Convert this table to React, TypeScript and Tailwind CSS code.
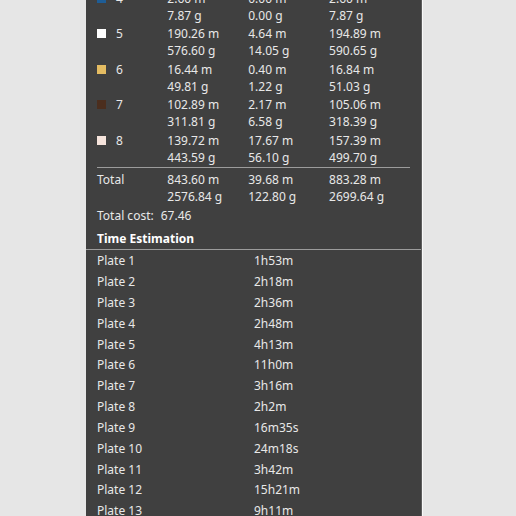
const filaments = [
  { id: "4", color: "bg-[#1e5d96]", model: ["2.60 m", "7.87 g"], flush: ["0.00 m", "0.00 g"], total: ["2.60 m", "7.87 g"] },
  { id: "5", color: "bg-[#ffffff]", model: ["190.26 m", "576.60 g"], flush: ["4.64 m", "14.05 g"], total: ["194.89 m", "590.65 g"] },
  { id: "6", color: "bg-[#e4bc62]", model: ["16.44 m", "49.81 g"], flush: ["0.40 m", "1.22 g"], total: ["16.84 m", "51.03 g"] },
  { id: "7", color: "bg-[#4b2e1e]", model: ["102.89 m", "311.81 g"], flush: ["2.17 m", "6.58 g"], total: ["105.06 m", "318.39 g"] },
  { id: "8", color: "bg-[#f6e4dc]", model: ["139.72 m", "443.59 g"], flush: ["17.67 m", "56.10 g"], total: ["157.39 m", "499.70 g"] },
];

const plates = [
  ["Plate 1", "1h53m"],
  ["Plate 2", "2h18m"],
  ["Plate 3", "2h36m"],
  ["Plate 4", "2h48m"],
  ["Plate 5", "4h13m"],
  ["Plate 6", "11h0m"],
  ["Plate 7", "3h16m"],
  ["Plate 8", "2h2m"],
  ["Plate 9", "16m35s"],
  ["Plate 10", "24m18s"],
  ["Plate 11", "3h42m"],
  ["Plate 12", "15h21m"],
  ["Plate 13", "9h11m"],
];

const Pair = ({ v }: { v: string[] }) => (
  <div className="w-[84px] flex flex-col">
    <span>{v[0]}</span>
    <span>{v[1]}</span>
  </div>
);

export default function App() {
  return (
    <div className="w-[516px] h-[516px] bg-[#e6e6e6] flex overflow-hidden">
      <div
        className="ml-[86px] w-[336px] h-full bg-[#404040] overflow-hidden border-r border-[#5e5e5e] shadow-[1px_0_0_#f8f8f8] text-[#e8e8e8] text-[12px] leading-[17px]"
        style={{ fontFamily: '"Noto Sans", Inter, sans-serif' }}
      >
        <div className="mt-[-12px] px-[11px] flex flex-col">
          {filaments.map((f) => (
            <div key={f.id} className="flex pt-[1.5px] pb-[0.5px] h-[35.67px]">
              <div className="w-[73px] flex items-start">
                <span className={`mt-[4px] w-[9px] h-[9px] ${f.color}`} />
                <span className="ml-[10px]">{f.id}</span>
              </div>
              <Pair v={f.model} />
              <Pair v={f.flush} />
              <Pair v={f.total} />
            </div>
          ))}
          <div className="mt-[1px] h-px bg-[#9c9c9c]" />
          <div className="flex mt-[2.5px]">
            <div className="w-[73px]">Total</div>
            <Pair v={["843.60 m", "2576.84 g"]} />
            <Pair v={["39.68 m", "122.80 g"]} />
            <Pair v={["883.28 m", "2699.64 g"]} />
          </div>
          <div className="mt-[2.5px] flex gap-[7px]">
            <span>Total cost:</span>
            <span>67.46</span>
          </div>
          <div className="mt-[6px] font-bold text-white">Time Estimation</div>
        </div>
        <div className="mt-[2px] h-px bg-[#9c9c9c]" />
        <div className="px-[11px] flex flex-col">
          {plates.map(([p, t]) => (
            <div key={p} className="flex h-[20.85px] items-center">
              <span className="w-[157px]">{p}</span>
              <span>{t}</span>
            </div>
          ))}
        </div>
      </div>
    </div>
  );
}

....

Task to carry out: Copy out the data above exactly, except the pictures.

Result of this exercise:
Convert this table to React, TypeScript and Tailwind CSS code.
const filaments = [
  { id: "4", color: "bg-[#1e5d96]", model: ["2.60 m", "7.87 g"], flush: ["0.00 m", "0.00 g"], total: ["2.60 m", "7.87 g"] },
  { id: "5", color: "bg-[#ffffff]", model: ["190.26 m", "576.60 g"], flush: ["4.64 m", "14.05 g"], total: ["194.89 m", "590.65 g"] },
  { id: "6", color: "bg-[#e4bc62]", model: ["16.44 m", "49.81 g"], flush: ["0.40 m", "1.22 g"], total: ["16.84 m", "51.03 g"] },
  { id: "7", color: "bg-[#4b2e1e]", model: ["102.89 m", "311.81 g"], flush: ["2.17 m", "6.58 g"], total: ["105.06 m", "318.39 g"] },
  { id: "8", color: "bg-[#f6e4dc]", model: ["139.72 m", "443.59 g"], flush: ["17.67 m", "56.10 g"], total: ["157.39 m", "499.70 g"] },
];

const plates = [
  ["Plate 1", "1h53m"],
  ["Plate 2", "2h18m"],
  ["Plate 3", "2h36m"],
  ["Plate 4", "2h48m"],
  ["Plate 5", "4h13m"],
  ["Plate 6", "11h0m"],
  ["Plate 7", "3h16m"],
  ["Plate 8", "2h2m"],
  ["Plate 9", "16m35s"],
  ["Plate 10", "24m18s"],
  ["Plate 11", "3h42m"],
  ["Plate 12", "15h21m"],
  ["Plate 13", "9h11m"],
];

const Pair = ({ v }: { v: string[] }) => (
  <div className="w-[84px] flex flex-col">
    <span>{v[0]}</span>
    <span>{v[1]}</span>
  </div>
);

export default function App() {
  return (
    <div className="w-[516px] h-[516px] bg-[#e6e6e6] flex overflow-hidden">
      <div
        className="ml-[86px] w-[336px] h-full bg-[#404040] overflow-hidden border-r border-[#5e5e5e] shadow-[1px_0_0_#f8f8f8] text-[#e8e8e8] text-[12px] leading-[17px]"
        style={{ fontFamily: '"Noto Sans", Inter, sans-serif' }}
      >
        <div className="mt-[-12px] px-[11px] flex flex-col">
          {filaments.map((f) => (
            <div key={f.id} className="flex pt-[1.5px] pb-[0.5px] h-[35.67px]">
              <div className="w-[73px] flex items-start">
                <span className={`mt-[4px] w-[9px] h-[9px] ${f.color}`} />
                <span className="ml-[10px]">{f.id}</span>
              </div>
              <Pair v={f.model} />
              <Pair v={f.flush} />
              <Pair v={f.total} />
            </div>
          ))}
          <div className="mt-[1px] h-px bg-[#9c9c9c]" />
          <div className="flex mt-[2.5px]">
            <div className="w-[73px]">Total</div>
            <Pair v={["843.60 m", "2576.84 g"]} />
            <Pair v={["39.68 m", "122.80 g"]} />
            <Pair v={["883.28 m", "2699.64 g"]} />
          </div>
          <div className="mt-[2.5px] flex gap-[7px]">
            <span>Total cost:</span>
            <span>67.46</span>
          </div>
          <div className="mt-[6px] font-bold text-white">Time Estimation</div>
        </div>
        <div className="mt-[2px] h-px bg-[#9c9c9c]" />
        <div className="px-[11px] flex flex-col">
          {plates.map(([p, t]) => (
            <div key={p} className="flex h-[20.85px] items-center">
              <span className="w-[157px]">{p}</span>
              <span>{t}</span>
            </div>
          ))}
        </div>
      </div>
    </div>
  );
}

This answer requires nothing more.